The handshake, on the other hand, strikes the perfect balance: personal and cordial, while neither too formal nor too relaxed. It has been the favorite PR tool of politicians for decades. Nothing less than a handshake could have conveyed to the world the reconciliatory aspirations of Donald Trump and Kim Jong-un at their historic summit in 2019. A fist bump simply would not have sufficed.

There are few better litmus tests for the measure of a person’s character than the way that they shake hands. Do they square up, face-to-face, with conviction and aplomb or do they linger, afar, with uncertain intent and their torsos askew? Worse still, do they demonstrate a profound absence of self-awareness and respect for social norms by intruding too closely upon their opposite number’s personal space? Is their grasp reassuringly-firm, poised and confident or is it — as my father calls it — a floppy and limp ‘wet fish’? Do they convey their engagement and openness by maintaining eye-contact or do they avert their glance, evasively? Like a crystal ball into a person’s psyche, the handshake reveals all.

Nothing unites us all in the fabric of human connection like the handshake. In an increasingly atomized world, with our growing reliance on technology, with the furious, howling tribalism of social media, the simple act of clasping palms with another person brings us all that much closer together. It rekindles, daily, our sense of fellowship with the rest of humankind.

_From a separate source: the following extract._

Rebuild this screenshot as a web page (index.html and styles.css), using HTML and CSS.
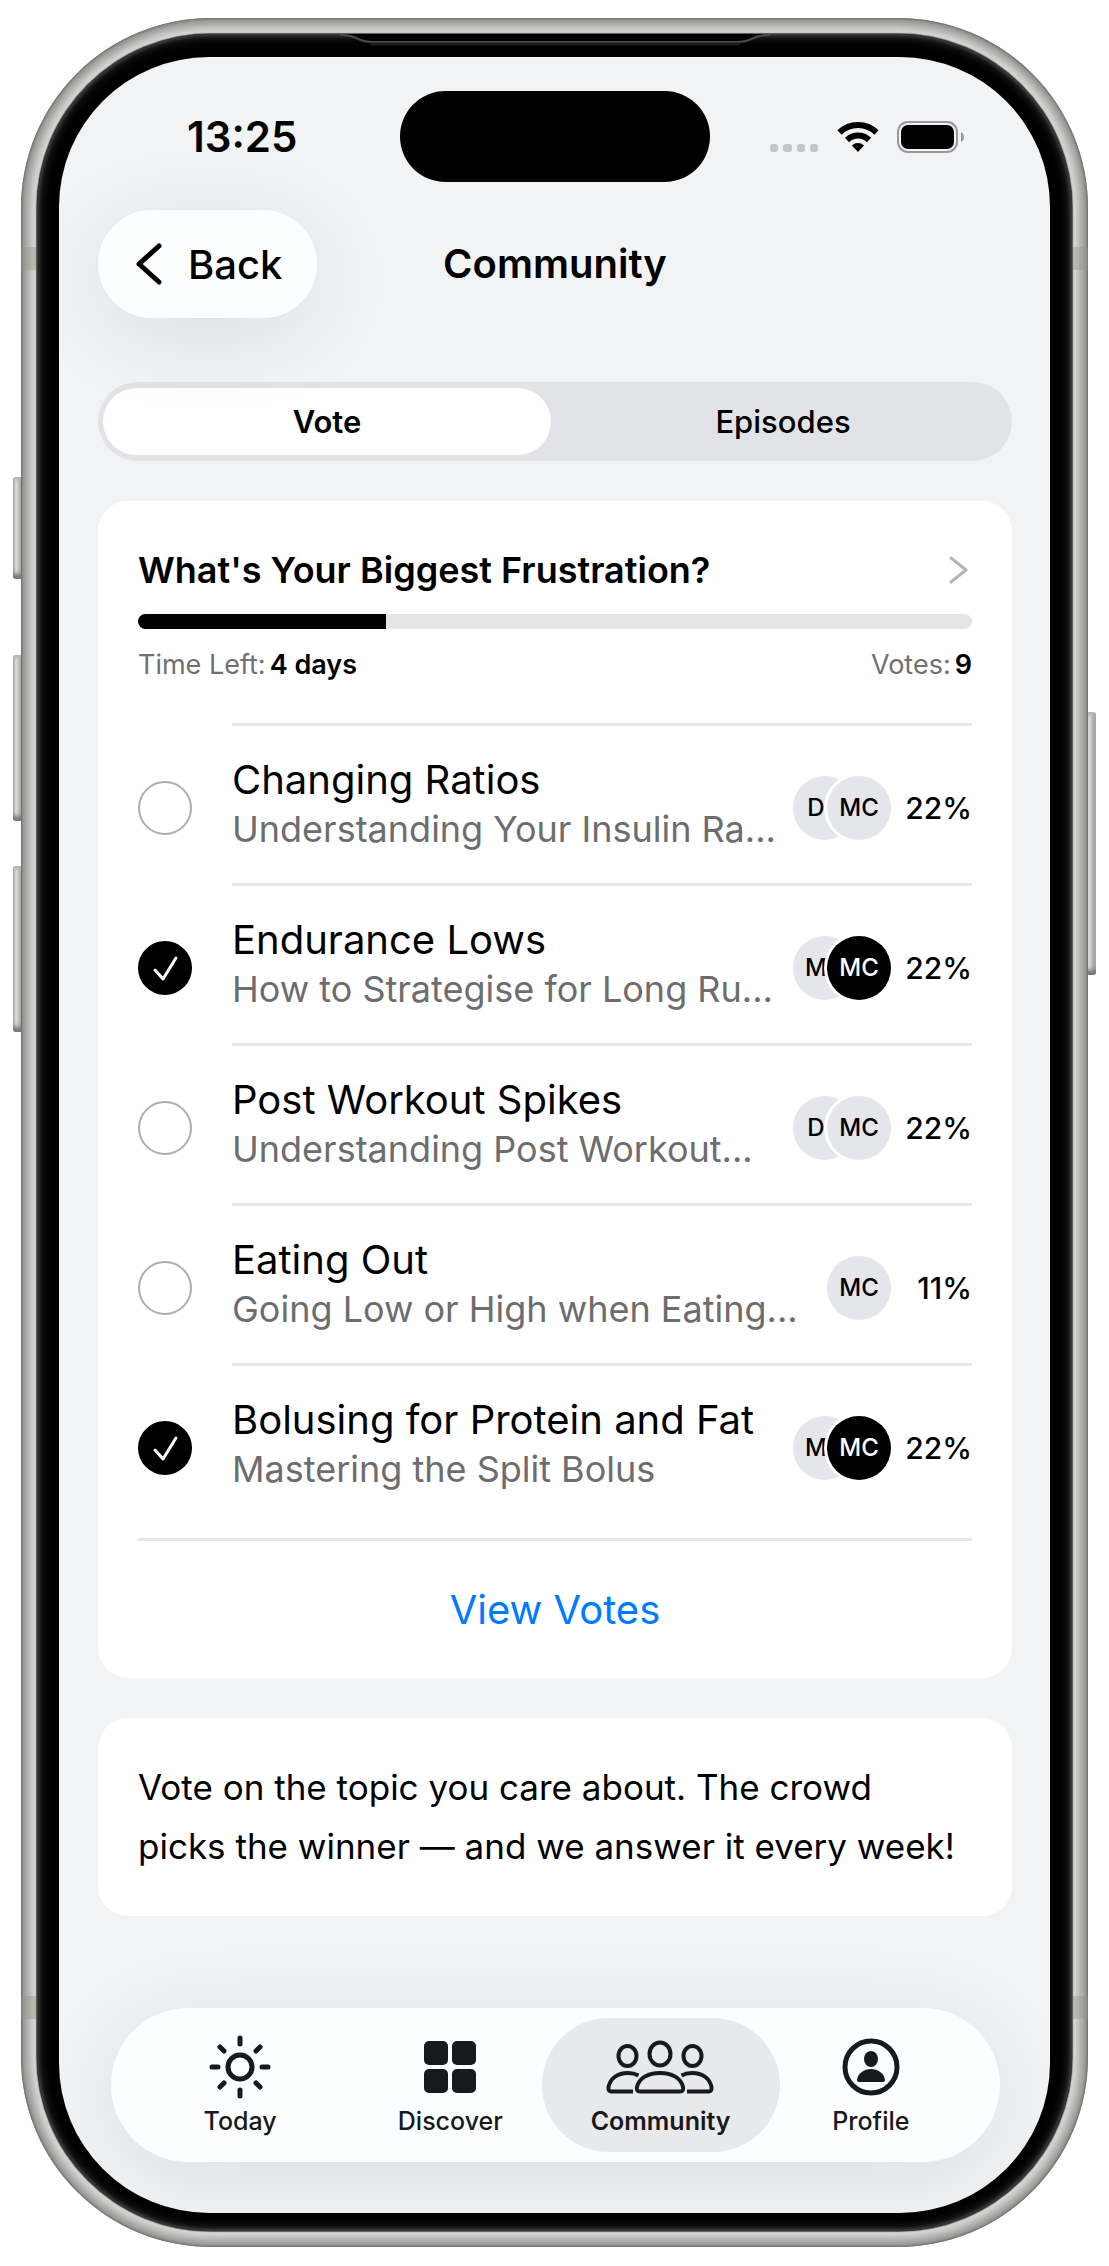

By all means, let’s take whatever precautionary measures are reasonable and warranted while the specter of coronavirus looms over us. But, the handshake has survived the profoundly more-deadly Plague of Justinian, Black Death and Spanish Flu, and it should prevail after coronavirus. So, can we please agree to resume this most important and indispensable of customary social practices, once the current viral scourge has moved on? Let’s shake on it.